独アウディが、昨年予告していたEVコンセプト「activesphere」を公開しました。基本はSUVスタイルのクルマながら、車体後部を開放してピックアップトラックとしても利用することが可能なのが特徴です。
SUVスタイルとは言いつつ、そのボディはスポーツカー然としたクーペスタイル。SUV的なのは34インチの巨大なタイヤのせいかもしれません。サイズ感は、全長はアウディのA7 Sportbackとほぼ同じ、全高と全幅はそれよりもひとまわり大きくなっています。左右のドアは中央から前後に開く観音開き方式を採用。サスペンションは車高を変化させられる仕組みを備え、最低地上高は8.2~9.8インチ(約20~25cm)の間で調整可能です。
このSUVスタイルのEVは、ラゲッジスペースの上面を覆うリアガラスがスライドして開口し、さらにドア部分を後方に倒すように開くことで、トラックの荷台部分を形成します。アウトドアレジャーに出かけるだけならSUVスタイルでも事足りますが、トラックスタイルに変形させることで、自転車などを積み込むことができ、出先でのアクティビティの幅を拡げることが可能です。
車内空間は、コンセプト感盛り盛りの拡張現実(AR)な仕掛けで満たされ、4人分の独立したシート、フルレングスのセンターコンソール、ルーフの追加コンソールを備え、複合現実感システム用のARグラス4個が完備されています。
自動運転モードでは、ダッシュボード、ステアリングホイール、ペダル類が見えない収納位置に隠れ、搭乗者はARグラスを装着して、ドライバーに必要な数値情報を確認したり、インフォテインメントおよびバーチャルアシスタント関係の操作が可能です。なお、ドライバーは自分でクルマを運転したい場合は格納されていたステアリングやメーターパネルを引き出して、従来のように運転することも可能です。

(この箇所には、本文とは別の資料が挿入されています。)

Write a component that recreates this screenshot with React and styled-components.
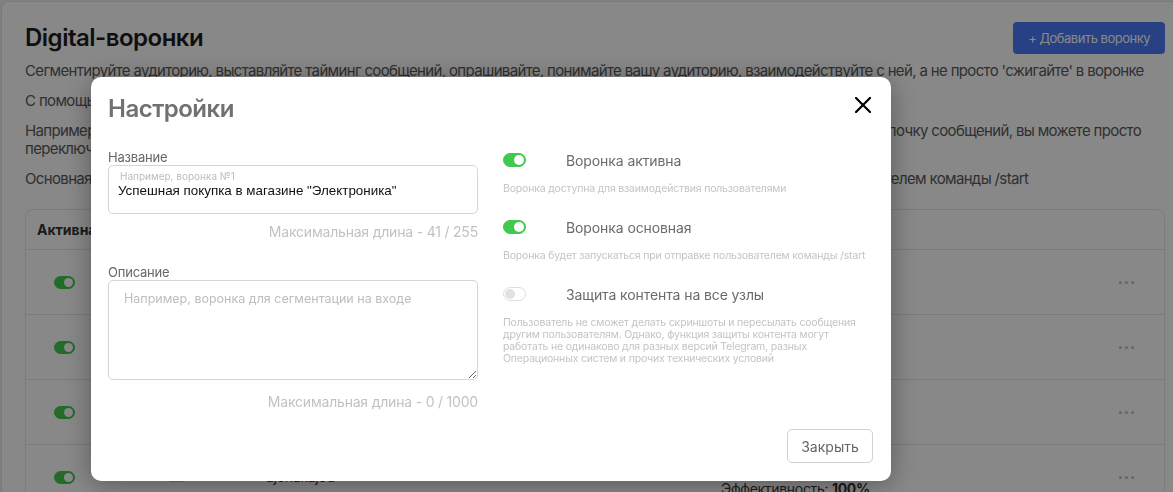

なお、あくまでコンセプトカーであるため、自動車としての具体的なスペックその他は示されていません。それでも将来量産車に引き継がれそうな要素としては、このEVがポルシェと共同開発したPPE(Premium Platform Electric)アーキテクチャをベースに設計している点が挙げられます。これにより航続距離は約600km、800V充電システムを使った270kW急速充電により、100kWhのバッテリーパックを5%の状態から80%まで25分で充電できるとアウディは説明しています。